Zu dem Dualismus, den Doyle durch diese voneinander getrennten Stimmen in die Musik trägt, passt eine weitere Idee, mit der sie auf „Værmin“ gearbeitet hat: Die Aufteilung der menschlichen Persönlichkeit in Persona und Schatten, wie sie von dem Psychiater C. G. Jung, Begründer der analytischen Psychologie, im frühen 20. Jahrhundert formuliert wurde. Persona, auch „Thea­ter­maske“ genannt, bezieht sich dabei auf das positive, oft etwas nai­ve Selbstbild einer Person. Schatten beschreibt dagegen die unbewussten Persönlichkeitsanteile; teilweise können sie einem kollektiven Unbewussten ent­stammen.

Es ist nicht das erste Mal, dass ­Doyle Inspiration bei Jung gefunden hat.
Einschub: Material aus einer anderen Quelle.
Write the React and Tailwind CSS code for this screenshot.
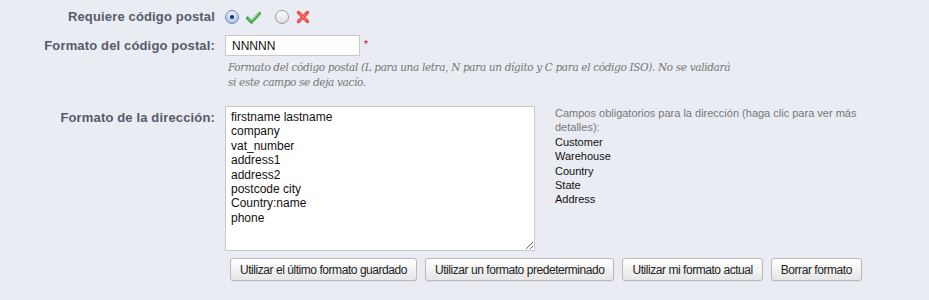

Schon auf ihrem Debütalbum „Alchemy“ (2020) nahm sie auf seine Forschungen Bezug; seinerzeit ging es um Jungs Beschäftigung mit der Alchemie und der Frage, was sie mit psychologischer Entwicklung zu tun hat. Diesmal hat Doyle nun unser aller blinden Flecken im Visier. Und wirbt dabei, um noch einmal auf das Ungeziefer zurückzukommen, um einen wertfreieren Blick auf jene Wesenszüge, die wir gemeinhin mit Schädlingen assoziieren. Auf dem Close-up, welches das Albumcover ziert, guckt Doyle jedenfalls nicht mit Ekel auf die schwarze Raupe, die über ihre Wange kriecht; eher mit freundlicher Neugierde.

Persona und Schatten

Doch woher rührt die wiederholte Beschäftigung mit Jung? Ist es dem allgemeinen Interesse an Psychologie geschuldet – einem Fach, das ­Doyle studiert hat, bis ihr klar wurde, dass sich das nicht so einfach neben der Musik stemmen lässt? Eigentlich hatte sie, so erzählt sie, nach „Alchemy“ nicht die Absicht, sich weiter C. G. Jung zu widmen. Doch dann sei sie auf die Vorstellung von Persona und Schatten gestoßen, die sie spannend fand. „Oft sind Dinge, die man an sich selbst nicht mag, auch die Züge, die man bei anderen schlecht tolerieren kann – was man sich allerdings ungern eingesteht.“

Was Doyle an Jung weiterhin gefällt: Obwohl er eine wissenschaftliche Perspektive einnimmt, ist er offen für spirituelle Themen und traditionelle Weisheiten. Dies mache seine Theorien zugänglicher. „Er hat sehr klare Bilder geschaffen. Und ich arbeite gerne mit konkreten Bildern. Auf,Værmin' etwa waren es konkret die Tiere, die mir Inspiration beim Komponieren gaben.“

Auch wenn Doyle gerne mit Konzepten arbeitet – für das nächsten Album erwägt sie, darauf zu verzichten. Im Vertrauen, dass die Einfälle kommen, wenn sie es sollen. So souverän, wie sie auf ihren bisherigen Alben Ideenkonstrukte in atmende Songs verwandelt – die rund wirken und einen doch stolpern lassen –, sollte ihr das gelingen. Auch ohne theoretischen Überbau.